*PROBLEM DESCRIPTION:* From the listing below, extract each line containing the string "this".

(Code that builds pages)
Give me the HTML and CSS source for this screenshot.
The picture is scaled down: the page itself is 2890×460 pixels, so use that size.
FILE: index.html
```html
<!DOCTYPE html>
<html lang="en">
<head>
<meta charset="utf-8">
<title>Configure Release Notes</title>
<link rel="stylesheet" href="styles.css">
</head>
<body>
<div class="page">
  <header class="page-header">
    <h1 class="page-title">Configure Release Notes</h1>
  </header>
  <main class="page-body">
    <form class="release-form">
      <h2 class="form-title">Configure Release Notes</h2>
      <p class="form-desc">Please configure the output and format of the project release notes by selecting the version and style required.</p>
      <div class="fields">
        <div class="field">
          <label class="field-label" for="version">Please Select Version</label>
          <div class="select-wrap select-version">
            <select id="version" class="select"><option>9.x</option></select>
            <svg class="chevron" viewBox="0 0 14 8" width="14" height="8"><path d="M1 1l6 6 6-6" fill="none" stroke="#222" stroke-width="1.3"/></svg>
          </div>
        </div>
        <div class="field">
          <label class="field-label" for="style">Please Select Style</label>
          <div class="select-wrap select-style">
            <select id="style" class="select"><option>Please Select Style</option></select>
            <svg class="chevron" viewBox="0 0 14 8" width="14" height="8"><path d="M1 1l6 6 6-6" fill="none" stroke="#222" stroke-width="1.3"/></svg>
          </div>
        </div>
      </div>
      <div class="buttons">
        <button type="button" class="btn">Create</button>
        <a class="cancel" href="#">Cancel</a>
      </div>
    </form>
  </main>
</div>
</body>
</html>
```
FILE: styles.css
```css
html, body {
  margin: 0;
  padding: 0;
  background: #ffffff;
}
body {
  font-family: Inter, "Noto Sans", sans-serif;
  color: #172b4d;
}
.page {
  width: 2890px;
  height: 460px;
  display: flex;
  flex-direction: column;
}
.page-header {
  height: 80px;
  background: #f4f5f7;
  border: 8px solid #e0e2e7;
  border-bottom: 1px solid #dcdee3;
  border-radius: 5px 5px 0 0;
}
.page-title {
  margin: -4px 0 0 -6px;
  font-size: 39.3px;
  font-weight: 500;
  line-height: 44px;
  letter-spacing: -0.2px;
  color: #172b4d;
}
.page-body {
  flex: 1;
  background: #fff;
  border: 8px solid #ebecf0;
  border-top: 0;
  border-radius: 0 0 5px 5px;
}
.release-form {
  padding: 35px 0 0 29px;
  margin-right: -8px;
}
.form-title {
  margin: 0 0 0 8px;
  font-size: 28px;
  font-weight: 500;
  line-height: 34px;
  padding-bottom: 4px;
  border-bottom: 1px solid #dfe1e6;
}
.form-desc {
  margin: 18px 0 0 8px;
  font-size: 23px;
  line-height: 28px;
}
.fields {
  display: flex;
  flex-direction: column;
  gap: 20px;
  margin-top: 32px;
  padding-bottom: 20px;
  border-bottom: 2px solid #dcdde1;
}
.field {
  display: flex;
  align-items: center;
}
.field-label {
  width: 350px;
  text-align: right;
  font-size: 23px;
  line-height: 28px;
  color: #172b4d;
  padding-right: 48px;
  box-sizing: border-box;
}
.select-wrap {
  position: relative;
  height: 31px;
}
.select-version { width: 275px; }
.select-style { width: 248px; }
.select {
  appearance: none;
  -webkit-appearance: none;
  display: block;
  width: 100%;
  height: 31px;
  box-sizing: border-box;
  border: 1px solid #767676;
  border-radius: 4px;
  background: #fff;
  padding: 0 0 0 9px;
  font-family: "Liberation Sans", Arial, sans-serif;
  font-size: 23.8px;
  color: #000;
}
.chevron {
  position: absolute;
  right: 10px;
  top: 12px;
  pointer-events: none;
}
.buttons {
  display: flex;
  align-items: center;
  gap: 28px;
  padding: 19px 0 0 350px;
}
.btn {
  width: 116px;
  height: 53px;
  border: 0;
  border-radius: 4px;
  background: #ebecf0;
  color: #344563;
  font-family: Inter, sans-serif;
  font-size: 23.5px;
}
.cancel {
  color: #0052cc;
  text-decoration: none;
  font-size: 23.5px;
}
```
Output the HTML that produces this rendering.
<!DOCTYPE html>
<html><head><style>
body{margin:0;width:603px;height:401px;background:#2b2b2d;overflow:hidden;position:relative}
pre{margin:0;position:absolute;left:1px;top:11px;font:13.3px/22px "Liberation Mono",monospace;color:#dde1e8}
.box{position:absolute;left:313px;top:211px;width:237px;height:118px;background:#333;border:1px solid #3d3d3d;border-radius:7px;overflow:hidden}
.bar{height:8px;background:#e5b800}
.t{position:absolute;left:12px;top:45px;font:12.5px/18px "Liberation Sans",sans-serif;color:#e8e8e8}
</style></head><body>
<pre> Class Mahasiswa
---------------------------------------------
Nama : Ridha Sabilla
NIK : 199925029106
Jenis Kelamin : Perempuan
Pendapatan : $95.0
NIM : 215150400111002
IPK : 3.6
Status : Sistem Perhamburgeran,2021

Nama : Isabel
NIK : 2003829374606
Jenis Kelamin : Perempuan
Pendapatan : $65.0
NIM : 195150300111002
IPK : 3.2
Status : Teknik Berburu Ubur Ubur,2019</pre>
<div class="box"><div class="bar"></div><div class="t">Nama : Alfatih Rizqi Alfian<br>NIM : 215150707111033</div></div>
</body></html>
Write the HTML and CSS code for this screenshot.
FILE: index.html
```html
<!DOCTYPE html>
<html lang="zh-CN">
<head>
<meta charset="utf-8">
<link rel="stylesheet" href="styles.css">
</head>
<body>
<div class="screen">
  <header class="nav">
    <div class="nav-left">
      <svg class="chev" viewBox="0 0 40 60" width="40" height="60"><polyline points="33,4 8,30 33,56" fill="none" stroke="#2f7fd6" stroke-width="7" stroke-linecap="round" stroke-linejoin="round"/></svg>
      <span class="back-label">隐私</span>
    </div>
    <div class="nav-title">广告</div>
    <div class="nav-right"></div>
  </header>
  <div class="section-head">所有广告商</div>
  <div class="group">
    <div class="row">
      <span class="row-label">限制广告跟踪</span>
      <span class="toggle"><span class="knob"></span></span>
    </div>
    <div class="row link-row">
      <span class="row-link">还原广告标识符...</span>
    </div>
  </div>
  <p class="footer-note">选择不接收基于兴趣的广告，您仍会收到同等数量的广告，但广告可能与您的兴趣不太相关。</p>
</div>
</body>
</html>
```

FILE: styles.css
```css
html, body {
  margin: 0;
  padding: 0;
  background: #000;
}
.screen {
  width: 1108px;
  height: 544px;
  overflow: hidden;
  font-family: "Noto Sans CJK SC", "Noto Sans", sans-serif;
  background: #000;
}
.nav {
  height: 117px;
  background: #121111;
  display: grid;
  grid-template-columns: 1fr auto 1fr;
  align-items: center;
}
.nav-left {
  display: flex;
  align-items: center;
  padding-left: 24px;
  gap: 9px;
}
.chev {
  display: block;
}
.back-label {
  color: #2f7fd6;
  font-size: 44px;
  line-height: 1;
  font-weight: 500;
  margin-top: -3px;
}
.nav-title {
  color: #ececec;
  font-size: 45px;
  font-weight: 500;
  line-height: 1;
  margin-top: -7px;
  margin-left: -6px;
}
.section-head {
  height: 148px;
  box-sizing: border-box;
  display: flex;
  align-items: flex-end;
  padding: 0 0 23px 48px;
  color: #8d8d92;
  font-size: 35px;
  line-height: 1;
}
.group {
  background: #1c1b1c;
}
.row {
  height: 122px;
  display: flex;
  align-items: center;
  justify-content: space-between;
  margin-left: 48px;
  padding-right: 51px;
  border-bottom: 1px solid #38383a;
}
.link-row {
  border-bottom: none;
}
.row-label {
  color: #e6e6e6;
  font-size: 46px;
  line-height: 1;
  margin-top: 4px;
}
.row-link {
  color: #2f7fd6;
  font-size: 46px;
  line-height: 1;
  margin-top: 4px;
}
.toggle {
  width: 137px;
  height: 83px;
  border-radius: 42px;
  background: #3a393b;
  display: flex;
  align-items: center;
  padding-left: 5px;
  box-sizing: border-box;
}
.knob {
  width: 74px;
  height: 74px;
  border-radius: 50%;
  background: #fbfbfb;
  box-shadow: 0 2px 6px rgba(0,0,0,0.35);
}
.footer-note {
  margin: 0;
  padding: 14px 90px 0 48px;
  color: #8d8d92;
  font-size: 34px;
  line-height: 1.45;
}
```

*CORRECT RESPONSE:*
Give me the HTML and CSS source for this screenshot.
Output the HTML that produces this rendering.
Write the HTML and CSS code for this screenshot.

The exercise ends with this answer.